Seventeen of SPDC’s (Shell Petroleum Development Company) oil blocs will fall due for renewal in 2019, giving the oil multinational the option of either renewing or relinquishing them.
The oil blocs are located onshore in the Niger Delta, an area that has historically been a hotbed of military insurgency and communal unrest. Shell has in the past few years, divested its holdings on the back of difficulties encountered while operating in this region, including the vandalization of oil infrastructure, oil theft and insecurity. It has divested its interests in at least 8 onshore Oil Mining Leases (OMLs), from 2010 to date, marking a gradual shift away from difficult places like Nigerian onshore oil and in line with its global strategy of optimizing capital and getting back to growth.
Royal Dutch Shell, its parent company has been on a divestment drive. It has been seeking to cut debt and increase its cash flow following its acquisition of BG Group, which made it Europe’s largest oil and gas company.
Last month, the parent company’s CFO stated that the company was making significant progress on up to $5 billion of asset disposals, after two divestments worth $4.7 billion in February this year, including a large part of its North Sea portfolio.

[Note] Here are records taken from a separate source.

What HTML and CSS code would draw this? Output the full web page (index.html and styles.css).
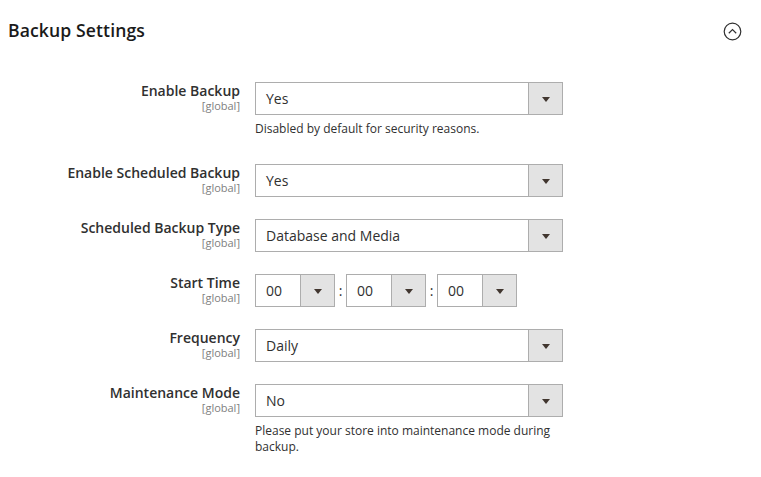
FILE: index.html
```html
<!DOCTYPE html>
<html>
<head>
<meta charset="utf-8">
<link rel="stylesheet" href="styles.css">
</head>
<body>
<div class="page">
  <div class="header">
    <h1 class="title">Backup Settings</h1>
    <svg class="toggle" width="19" height="19" viewBox="0 0 19 19">
      <circle cx="9.5" cy="9.5" r="8.3" fill="none" stroke="#303030" stroke-width="1.2"/>
      <path d="M5.8 11.2 L9.5 7.6 L13.2 11.2" fill="none" stroke="#303030" stroke-width="1.2"/>
    </svg>
  </div>
  <div class="form">
    <div class="row">
      <div class="label"><span class="name">Enable Backup</span><span class="scope">[global]</span></div>
      <div class="control">
        <div class="select"><span class="value">Yes</span><span class="arrow"></span></div>
        <div class="note">Disabled by default for security reasons.</div>
      </div>
    </div>
    <div class="row">
      <div class="label"><span class="name">Enable Scheduled Backup</span><span class="scope">[global]</span></div>
      <div class="control">
        <div class="select"><span class="value">Yes</span><span class="arrow"></span></div>
      </div>
    </div>
    <div class="row">
      <div class="label"><span class="name">Scheduled Backup Type</span><span class="scope">[global]</span></div>
      <div class="control">
        <div class="select"><span class="value">Database and Media</span><span class="arrow"></span></div>
      </div>
    </div>
    <div class="row">
      <div class="label"><span class="name">Start Time</span><span class="scope">[global]</span></div>
      <div class="control">
        <div class="time">
          <div class="select small"><span class="value">00</span><span class="arrow"></span></div>
          <span class="colon">:</span>
          <div class="select small"><span class="value">00</span><span class="arrow"></span></div>
          <span class="colon">:</span>
          <div class="select small"><span class="value">00</span><span class="arrow"></span></div>
        </div>
      </div>
    </div>
    <div class="row">
      <div class="label"><span class="name">Frequency</span><span class="scope">[global]</span></div>
      <div class="control">
        <div class="select"><span class="value">Daily</span><span class="arrow"></span></div>
      </div>
    </div>
    <div class="row">
      <div class="label"><span class="name">Maintenance Mode</span><span class="scope">[global]</span></div>
      <div class="control">
        <div class="select"><span class="value">No</span><span class="arrow"></span></div>
        <div class="note">Please put your store into maintenance mode during backup.</div>
      </div>
    </div>
  </div>
</div>
</body>
</html>
```

FILE: styles.css
```css
html, body {
  margin: 0;
  padding: 0;
  background: #ffffff;
}
body {
  font-family: "Open Sans", "Liberation Sans", sans-serif;
  color: #303030;
}
.page {
  padding: 0 19px 0 8px;
}
.header {
  display: flex;
  justify-content: space-between;
  align-items: center;
  height: 60px;
}
.title {
  margin: 0;
  font-size: 17.6px;
  font-weight: 600;
  color: #1a1a1a;
  letter-spacing: 0.1px;
}
.toggle {
  display: block;
  margin-top: 2px;
}
.form {
  padding-top: 22px;
  display: flex;
  flex-direction: column;
  gap: 22px;
}
.row {
  display: flex;
  align-items: flex-start;
}
.label {
  width: 232px;
  flex: none;
  display: flex;
  flex-direction: column;
  align-items: flex-end;
  padding-top: 1px;
  padding-right: 15px;
}
.name {
  font-size: 14px;
  font-weight: 600;
  line-height: 16px;
  color: #303030;
}
.scope {
  font-size: 11px;
  line-height: 12px;
  margin-top: 1px;
  color: #808080;
}
.control {
  width: 308px;
}
.select {
  box-sizing: border-box;
  height: 33px;
  width: 308px;
  border: 1px solid #adadad;
  display: flex;
  align-items: center;
  background: #fff;
}
.select .value {
  flex: 1;
  padding-left: 10px;
  font-size: 14px;
  color: #303030;
}
.select .arrow {
  width: 34px;
  height: 100%;
  box-sizing: border-box;
  border-left: 1px solid #adadad;
  background: #e3e3e3;
  position: relative;
  flex: none;
}
.select .arrow::after {
  content: "";
  position: absolute;
  left: 50%;
  top: 50%;
  margin-left: -4px;
  margin-top: -2px;
  border-left: 4px solid transparent;
  border-right: 4px solid transparent;
  border-top: 5px solid #41362f;
}
.select.small {
  width: 80px;
}
.time {
  display: flex;
  align-items: center;
}
.colon {
  width: 11px;
  text-align: center;
  font-size: 14px;
  color: #303030;
}
.note {
  margin-top: 6px;
  padding-bottom: 5px;
  font-size: 12px;
  line-height: 16px;
  color: #303030;
  padding-right: 10px;
}
```
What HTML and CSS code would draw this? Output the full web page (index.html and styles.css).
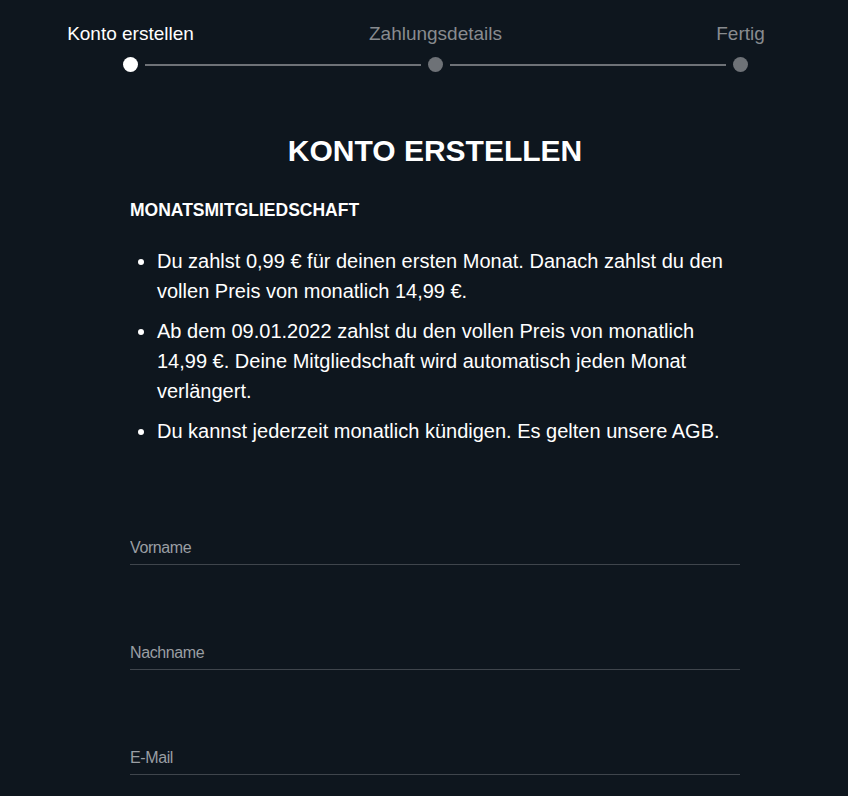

Shell is also looking to sell its operations in Gabon.
The biggest sign of uncertainty around the renewal of its blocs is its plan to continue to reduce capital spending in 2017, after it spent lower than expectations in 2016.
Low crude oil prices, may also discourage Shell from renewing. Analysts forecast of oil prices are they may continue to trade in the current range or even dip further.
Furthermore, being an election year, the company may decide to wait in 2019 for the results of the Presidential elections before finally making a stand.
The Nigerian oil and gas industry has been tilting towards Indigenous oil firms who are eager to play bigger roles in Nigeria’s oil production.
Whether it will relinquish these assets is still not clear, as the firm expects some of its growth to come from $10 billion of new projects coming on stream by 2018, adding more than 1 million barrels of oil equivalent per day.